The crisis of adulthood brought on by crashing into one’s thirties provides a particularly rich mine of artistic introspection for The Menzingers. The result is not just a realisation of everything the Philadelphia band have threatened to achieve over the last ten years, but a remarkable encapsulation of what it is to find yourself too young to be ‘old’, but too old for so much of what youth entails – “not young enough to be your companion/not old enough to be your guide” – as perfectly described on opener ‘20s (Tellin’ Lies)’.
Rather than announce itself with the ostentatiousness of a stimulant – instantly dilated pupils and sudden energy – ageing hits you like a large glass of whiskey: Slowly slurring speech and eyes which gradually plunge into darkness. There’s no point where you actively make the decision to ‘grow up’ – your body just starts rejecting the alternatives. The idea of waking up in last night’s clothes on the floor of a dorm room, shaking off the effects of a bottle of off-brand bourbon and doing it all again gradually stops sounding like a bohemian aspiration and starts to sound like a bloody hassle. But accepting that as the truth, admitting who you are and embracing it, isn’t easy in a society which so fetishises youth.
And that’s no doubt doubly true for anyone who’s chosen to dedicate their life to the ever-diminishing returns of being in a touring rock band. In your early 20s, there’s a romance to living on the breadline and sleeping on strangers’ sofas. But after the party, you stop being an edgy artist and become a grown adult who doesn’t have their shit together, and that slight sense of shame – the embarrassment of succumbing to the inexorable march of time – saturates this record.

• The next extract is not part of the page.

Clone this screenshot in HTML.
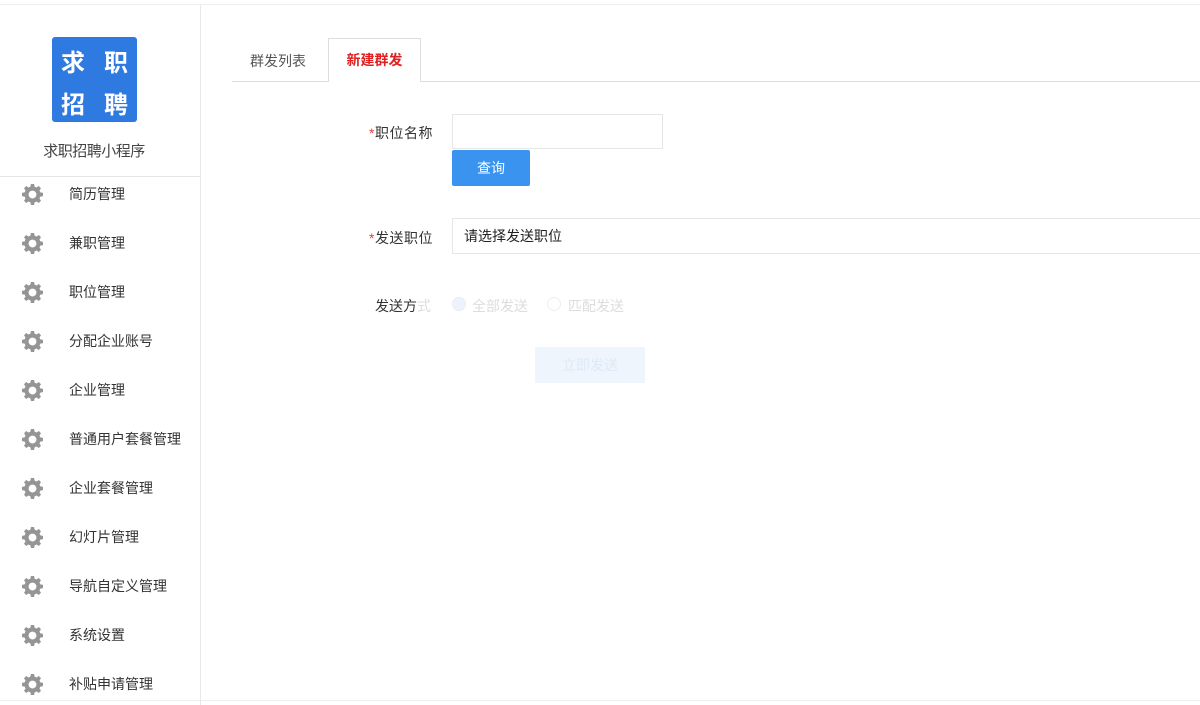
<!DOCTYPE html>
<html><head><meta charset="utf-8"><style>
body{margin:0;width:1200px;height:705px;background:#fff;font-family:"Liberation Sans","Noto Sans CJK SC",sans-serif;overflow:hidden;position:relative;font-size:14px;color:#333}
.top{position:absolute;left:0;top:4px;width:1200px;height:1px;background:#eee}
.side{position:absolute;left:0;top:5px;width:200px;height:700px;border-right:1px solid #e8e8e8}
.logo{position:absolute;left:52px;top:37px;width:85px;height:85px;background:#2f7ae0;border-radius:3px;color:#fff;font-size:24px;font-weight:bold}
.logo span{position:absolute}
.title{position:absolute;left:0;width:188px;top:140px;text-align:center;font-size:15px;color:#444;letter-spacing:-0.5px}
.sep{position:absolute;left:0;top:176px;width:200px;height:1px;background:#e5e5e5}
.item{position:absolute;left:0;width:200px;height:24px}
.item svg{position:absolute;left:22px;top:2px}
.item span{position:absolute;left:69px;top:2px;font-size:14px;color:#333}
.tabs{position:absolute;left:232px;top:81px;width:968px;height:1px;background:#ddd}
.tab1{position:absolute;left:250px;top:51px;font-size:14px;color:#555}
.tab2{position:absolute;left:328px;top:38px;width:93px;height:44px;background:#fff;border:1px solid #ddd;border-bottom:none;box-sizing:border-box;color:#e02020;font-weight:bold;text-align:center;line-height:42px;font-size:14px}
.lbl{position:absolute;font-size:14px;color:#333}
.lbl b{color:#e04040;font-weight:normal}
</style></head><body>
<div class="top"></div>
<div class="side"></div>
<div class="logo"><span style="left:9px;top:6px">求</span><span style="left:52px;top:6px">职</span><span style="left:9px;top:48px">招</span><span style="left:52px;top:48px">聘</span></div>
<div class="title">求职招聘小程序</div>
<div class="sep"></div>
<svg width="0" height="0" style="position:absolute"><defs><g id="g"><path fill="#959595" d="M10.2 0h3.6l.6 3 2.2 1 2.6-1.7 2.5 2.5-1.7 2.6 1 2.2 3 .6v3.6l-3 .6-1 2.2 1.7 2.6-2.5 2.5-2.6-1.7-2.2 1-.6 3h-3.6l-.6-3-2.2-1-2.6 1.7-2.5-2.5 1.7-2.6-1-2.2-3-.6v-3.6l3-.6 1-2.2-1.7-2.6 2.5-2.5 2.6 1.7 2.2-1z"/><circle cx="12" cy="12" r="4.5" fill="#fff"/></g></defs></svg>
<div class="item" style="top:182px"><svg width="21" height="21" viewBox="0 0 24 24"><use href="#g"/></svg><span>简历管理</span></div>
<div class="item" style="top:231px"><svg width="21" height="21" viewBox="0 0 24 24"><use href="#g"/></svg><span>兼职管理</span></div>
<div class="item" style="top:280px"><svg width="21" height="21" viewBox="0 0 24 24"><use href="#g"/></svg><span>职位管理</span></div>
<div class="item" style="top:329px"><svg width="21" height="21" viewBox="0 0 24 24"><use href="#g"/></svg><span>分配企业账号</span></div>
<div class="item" style="top:378px"><svg width="21" height="21" viewBox="0 0 24 24"><use href="#g"/></svg><span>企业管理</span></div>
<div class="item" style="top:427px"><svg width="21" height="21" viewBox="0 0 24 24"><use href="#g"/></svg><span>普通用户套餐管理</span></div>
<div class="item" style="top:476px"><svg width="21" height="21" viewBox="0 0 24 24"><use href="#g"/></svg><span>企业套餐管理</span></div>
<div class="item" style="top:525px"><svg width="21" height="21" viewBox="0 0 24 24"><use href="#g"/></svg><span>幻灯片管理</span></div>
<div class="item" style="top:574px"><svg width="21" height="21" viewBox="0 0 24 24"><use href="#g"/></svg><span>导航自定义管理</span></div>
<div class="item" style="top:623px"><svg width="21" height="21" viewBox="0 0 24 24"><use href="#g"/></svg><span>系统设置</span></div>
<div class="item" style="top:672px"><svg width="21" height="21" viewBox="0 0 24 24"><use href="#g"/></svg><span>补贴申请管理</span></div>
<div class="tabs"></div>
<div class="tab1">群发列表</div>
<div class="tab2">新建群发</div>
<div class="lbl" style="left:369px;top:123px;letter-spacing:0.5px"><b>*</b>职位名称</div>
<div style="position:absolute;left:452px;top:114px;width:211px;height:35px;border:1px solid #e6e6e6;box-sizing:border-box"></div>
<div style="position:absolute;left:452px;top:150px;width:78px;height:36px;background:#3a93ef;border-radius:2px;color:#fff;text-align:center;line-height:36px;font-size:14px">查询</div>
<div class="lbl" style="left:369px;top:228px;letter-spacing:0.5px"><b>*</b>发送职位</div>
<div style="position:absolute;left:452px;top:218px;width:760px;height:36px;border:1px solid #e6e6e6;box-sizing:border-box;padding-left:11px;line-height:34px;font-size:14px;color:#222">请选择发送职位</div>
<div class="lbl" style="left:375px;top:296px">发送方<span style="color:#ddd">式</span></div>
<div style="position:absolute;left:452px;top:297px;width:12px;height:12px;border-radius:50%;border:1px solid #e6eefa;background:#eef3fb"></div>
<div style="position:absolute;left:472px;top:296px;color:#ddd">全部发送</div>
<div style="position:absolute;left:547px;top:297px;width:12px;height:12px;border-radius:50%;border:1px solid #eee"></div>
<div style="position:absolute;left:568px;top:296px;color:#ddd">匹配发送</div>
<div style="position:absolute;left:535px;top:347px;width:110px;height:36px;background:#eef5fd;color:#dde9f7;text-align:center;line-height:36px">立即发送</div>
<div style="position:absolute;left:0;top:700px;width:1200px;height:1px;background:#eee"></div>
</body></html>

2014’s Rented World saw the band ease off on the punk aggression of previous releases and ramp up the mid-paced melancholy; After the Party takes the heartbreaking honesty of that album’s best moments and seamlessly blends them with whichever incarnation of The Menzingers best suits the role. If you came for emotional, gruff punk singalongs then ‘Lookers’ was the best of 2016, and quite possibly 2017 as well. But ‘Thick as Thieves’ opens with what is essentially an AC/DC riff, and it’s only the second song.
So distractingly accomplished is the songcraft on ATP, it’s easy to forget just what a bleak observation of decay – physical and emotional – it really is. There’s an anthemic, life-affirming quality to much of the material here which sits gleefully at odds with the lyrics’ depiction of loss, destruction and the worst kinds of nostalgia.
In addition to a marked evolution in The Menzingers’ songwriting, much of this impact is down to producer Will Yip. Though Yip has earned a reputation as the man that emo bands go to when they want to sand down their edges, the gruff, unpolished nature of The Menzingers’ trademark sound remains at the album’s core. But around it, the music swells and contracts magnificently. The aforementioned 80s Arena Rock guitars may swaddle ‘Thick as Thieves’, but it’s a wall of acoustic guitars which drives ‘Lookers’ and its indelible “sha la la la/Jersey Girls” refrain while closer ‘Livin’ Ain’t Easy’ glides languidly around 80s goth guitar tones and echo-drenched vocals.
I’ve listened to After the Party at speed on the way to work. I’ve let it fill my living room at neighbour-baiting volumes and absorbed its nuances through headphones on winter walks. Every time, it has the same effect: I want to throw my arms up, grab a beer, and sing along. And I don’t even like beer. I want to inwardly – and occasionally outwardly – cry at the piercing accuracy of its lyrical imagery. And I want to hit ‘play’ again as soon as it’s over.
When we’re still being sold ‘punk’ bands who mistake hair wax for ethos, or trying to convince ourselves that Green Day’s Revolution Radio is good simply because it isn’t as terrible as the rest of their recent output, The Menzingers are exactly what we need. A passionate and poetic masterpiece, After the Party is a record worth celebrating.